First Tackle Box -- Lures Perfect for the Budding Bass Angler
My daughter’s boyfriend shows some interest in bass fishing, and as much as I hesitate to say this, I kinda like the kid. The problem is that the only fishing he’s ever done has been with a hook and bobber. It took a while for me to get my mind around the fact that he just didn’t believe you could catch a fish on something without a minnow or worm impaled on it.
I thought I’d put together a little tackle box for him with lures that are both effective and simple and easy to use. The obvious start is the YUM Dinger. (Right: Chris Starr with one of the first bass he ever caught on a lure.)
The YUM Dinger is the lure I tie on for my 6-year-old, and he catches fish all by himself, so it shouldn’t be too much harder for a 17-year-old. A 4- or 5-inch Dinger Texas rigged on a wide gap hook is weedless and one of the best bass lures on the market. It’s hard to beat when casting to weeds or cover because when Texas rigged it’s weedless, and that means fewer snags and broken lines.
Retrieve with a YUM Dinger can be just about any way, but the most effective for my son is a relatively slow pull and pause. Cast, let the lure sink a few seconds, then give it a twitch or two. Watch the line for a twitch indicating a bass has sucked it in.
What you need: Three packs 5-inch YUM Dingers in a green or brown color pattern and three packs of 5/0 XCalibur wide-gap offset shank hooks.
A topwater bait or two should also be included because there’s nothing like a topwater explosion to hook someone on bass fishing. I started my daughter’s BF out with a classic, the Arbogast Jitterbug. It was evening and perfect for topwater fishing, and the Jitterbug can be cast and simply reeled medium-slow to enact its built-in side-to-side wobble. It’s a good way to teach a new angler that he or she is responsible for creating the action of a lure, an essential lesson for him to take another step forward in bass fishing.
Another great and easy-to-use topwater is the Heddon Torpedo in the smaller sizes.
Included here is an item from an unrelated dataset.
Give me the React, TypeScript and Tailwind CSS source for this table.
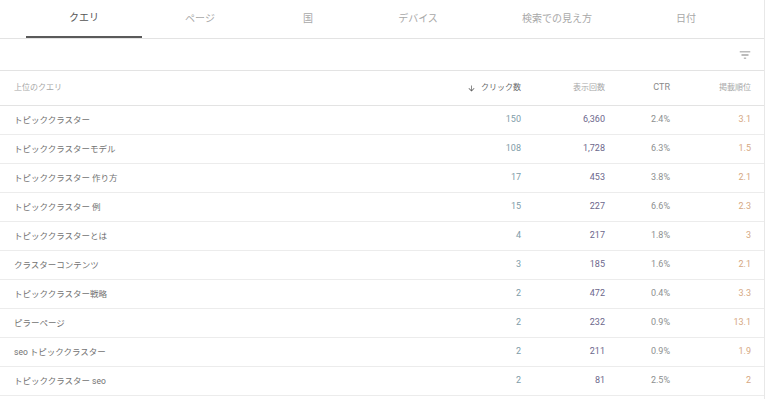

I will never forget the day I first used one. The bass at the pond I was fishing went nuts on it. The Torpedo catches fish when reeled slowly across the surface. The propellers at the front and back spin and kick up water. It also works pulled and paused, especially if the pause is near cover.
I also added a couple spinnerbaits to the box. They’re pretty weedless and simple to use – just cast and crank. I selected several Booyah Counter Strike Spinnerbaits in 3/8-ounce size and a couple Booyah Pond Magic spinnerbaits because for a while he’ll still be doing most of his fishing in small waters from the bank.
The final lures I added to the box were classic Rebel lures – Wee and Teeny Wee Crawfish – because they catch absolutely everything in the water. He’s equipped with a spinning rod capable of throwing these small lures and they’re perfect for creek and stream fishing. The Wee Crawfish starts the lesson on crankbaits, letting the young man get a taste of working a lure and adjusting to what the fish want.
With this small tackle box, the beginning bass angler gets a taste of most lure niches covering all levels of the water column and giving him all of the tools needed to start a lifelong passion. Young love can be fleeting, but bass fishing is forever!